§ INSTRUCTIONS FOR THE TASK: Repeat the material verbatim and drop the pictures.

----

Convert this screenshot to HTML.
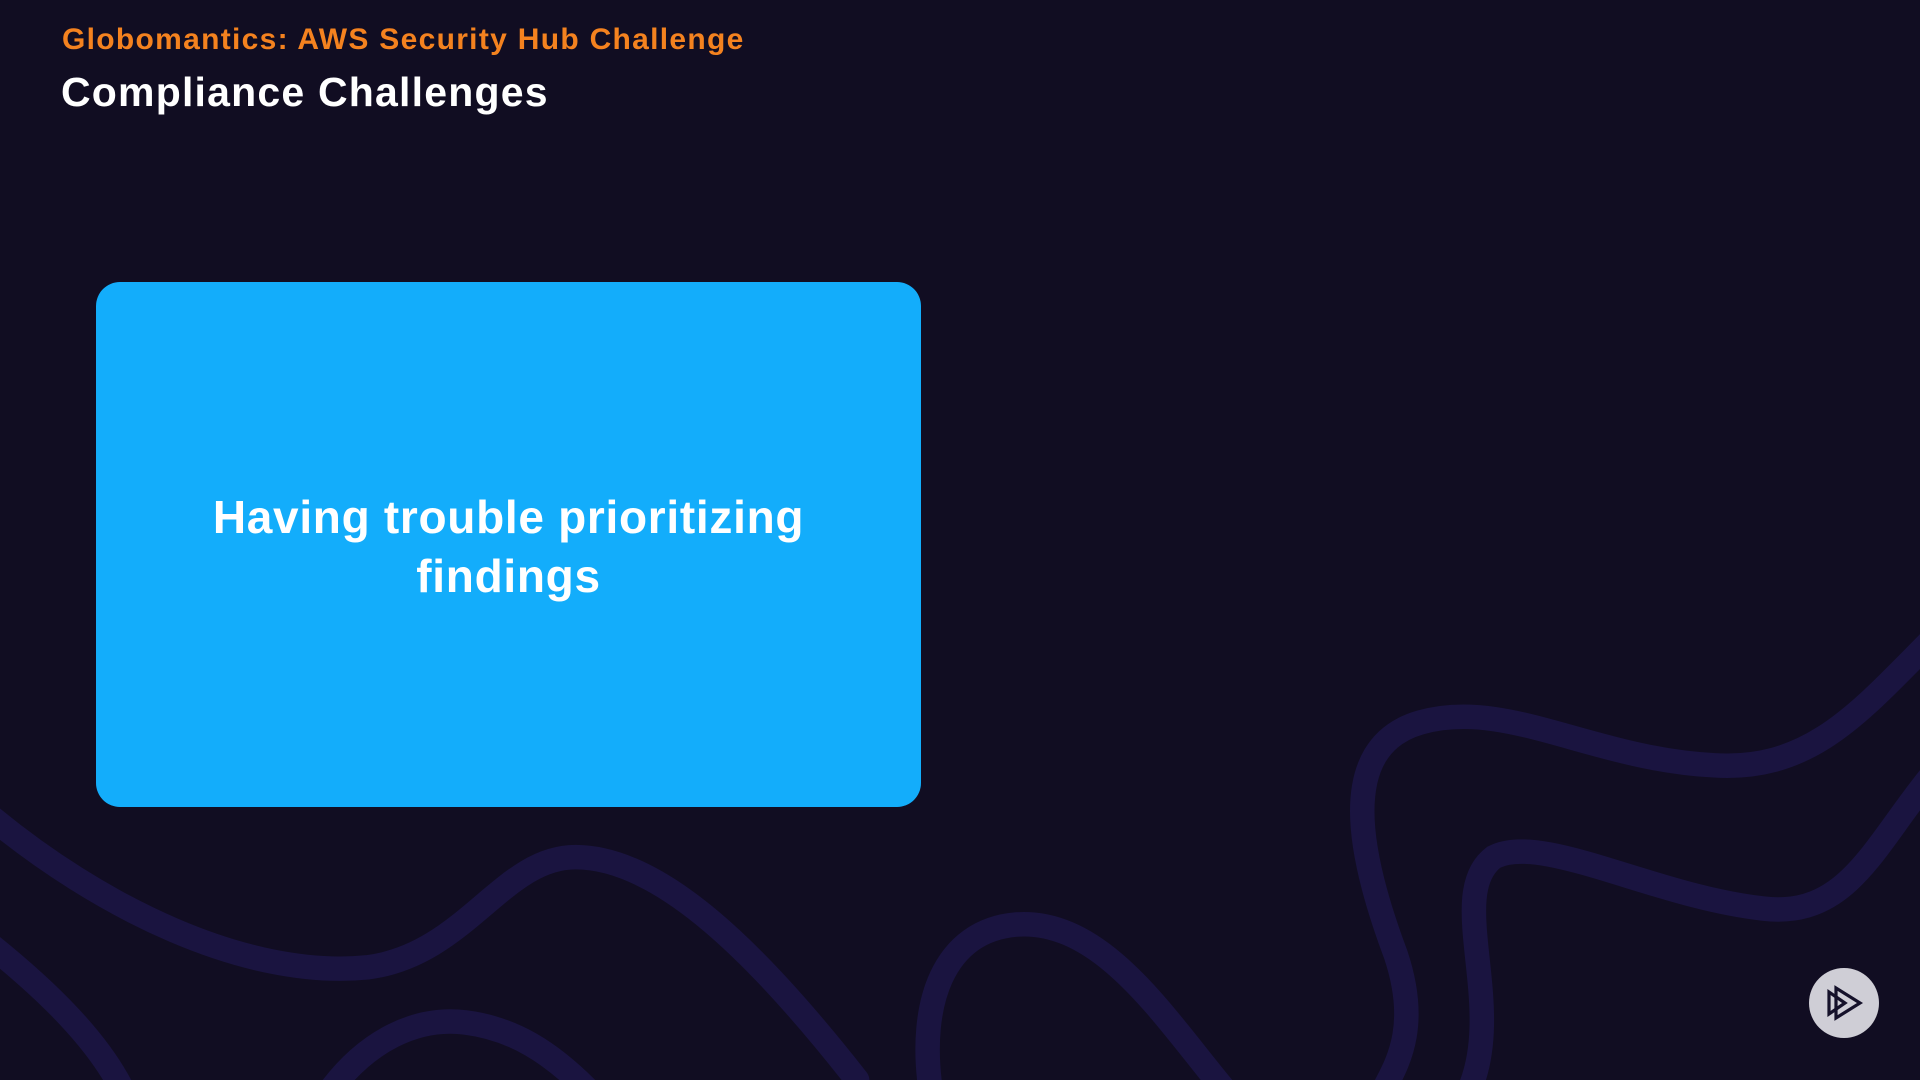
<!DOCTYPE html>
<html><head><meta charset="utf-8"><style>
html,body{margin:0;padding:0;}
body{width:1920px;height:1080px;background:#110d22;position:relative;overflow:hidden;font-family:"Liberation Sans",sans-serif;font-weight:bold;}
svg.bg{position:absolute;left:0;top:0;}
.t1{position:absolute;left:62px;top:23px;font-size:30px;color:#f4821f;letter-spacing:1.3px;}
.t2{position:absolute;left:61px;top:69px;font-size:41px;color:#fff;letter-spacing:1.2px;}
.box{position:absolute;left:96px;top:282px;width:825px;height:525px;background:#13adfb;border-radius:24px;display:flex;align-items:center;justify-content:center;text-align:center;color:#fff;font-size:46px;line-height:59px;letter-spacing:0.7px;padding-top:4px;box-sizing:border-box;}
.play{position:absolute;left:1809px;top:968px;width:70px;height:70px;border-radius:50%;background:#cfced6;}
</style></head><body>
<svg class="bg" width="1920" height="1080" viewBox="0 0 1568 882" preserveAspectRatio="none">
<g fill="none" stroke="#1a1440" stroke-width="20" stroke-linecap="round">
<path d="M-10,665 C80,740 200,800 300,790 C380,780 410,700 470,700 C540,700 620,780 700,882"/>
<path d="M-10,770 C40,810 80,850 100,890"/>
<path d="M270,890 C300,850 340,830 380,835 C420,840 450,860 480,890"/>
<path d="M760,890 C750,820 770,760 830,755 C900,750 950,830 1000,890"/>
<path d="M1580,520 C1520,580 1480,630 1400,625 C1300,620 1230,570 1160,590 C1090,610 1110,700 1140,780 C1160,840 1140,870 1130,890"/>
<path d="M1580,630 C1530,690 1510,750 1440,742 C1350,732 1260,680 1220,700 C1180,730 1230,820 1200,890"/>
</g></svg>
<div class="t1">Globomantics: AWS Security Hub Challenge</div>
<div class="t2">Compliance Challenges</div>
<div class="box">Having trouble prioritizing<br>findings</div>
<div class="play"><svg width="70" height="70" viewBox="0 0 70 70"><g fill="none" stroke="#15112a" stroke-width="3.2" stroke-linejoin="miter"><path d="M20,24 L20,46 L36,35 Z"/><path d="M27,20 L27,50 L51,35 Z"/></g></svg></div>
</body></html>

----

§ ANSWER TO THIS EXERCISE:
Convert this screenshot to HTML.
<!DOCTYPE html>
<html><head><meta charset="utf-8"><style>
html,body{margin:0;padding:0;}
body{width:1920px;height:1080px;background:#110d22;position:relative;overflow:hidden;font-family:"Liberation Sans",sans-serif;font-weight:bold;}
svg.bg{position:absolute;left:0;top:0;}
.t1{position:absolute;left:62px;top:23px;font-size:30px;color:#f4821f;letter-spacing:1.3px;}
.t2{position:absolute;left:61px;top:69px;font-size:41px;color:#fff;letter-spacing:1.2px;}
.box{position:absolute;left:96px;top:282px;width:825px;height:525px;background:#13adfb;border-radius:24px;display:flex;align-items:center;justify-content:center;text-align:center;color:#fff;font-size:46px;line-height:59px;letter-spacing:0.7px;padding-top:4px;box-sizing:border-box;}
.play{position:absolute;left:1809px;top:968px;width:70px;height:70px;border-radius:50%;background:#cfced6;}
</style></head><body>
<svg class="bg" width="1920" height="1080" viewBox="0 0 1568 882" preserveAspectRatio="none">
<g fill="none" stroke="#1a1440" stroke-width="20" stroke-linecap="round">
<path d="M-10,665 C80,740 200,800 300,790 C380,780 410,700 470,700 C540,700 620,780 700,882"/>
<path d="M-10,770 C40,810 80,850 100,890"/>
<path d="M270,890 C300,850 340,830 380,835 C420,840 450,860 480,890"/>
<path d="M760,890 C750,820 770,760 830,755 C900,750 950,830 1000,890"/>
<path d="M1580,520 C1520,580 1480,630 1400,625 C1300,620 1230,570 1160,590 C1090,610 1110,700 1140,780 C1160,840 1140,870 1130,890"/>
<path d="M1580,630 C1530,690 1510,750 1440,742 C1350,732 1260,680 1220,700 C1180,730 1230,820 1200,890"/>
</g></svg>
<div class="t1">Globomantics: AWS Security Hub Challenge</div>
<div class="t2">Compliance Challenges</div>
<div class="box">Having trouble prioritizing<br>findings</div>
<div class="play"><svg width="70" height="70" viewBox="0 0 70 70"><g fill="none" stroke="#15112a" stroke-width="3.2" stroke-linejoin="miter"><path d="M20,24 L20,46 L36,35 Z"/><path d="M27,20 L27,50 L51,35 Z"/></g></svg></div>
</body></html>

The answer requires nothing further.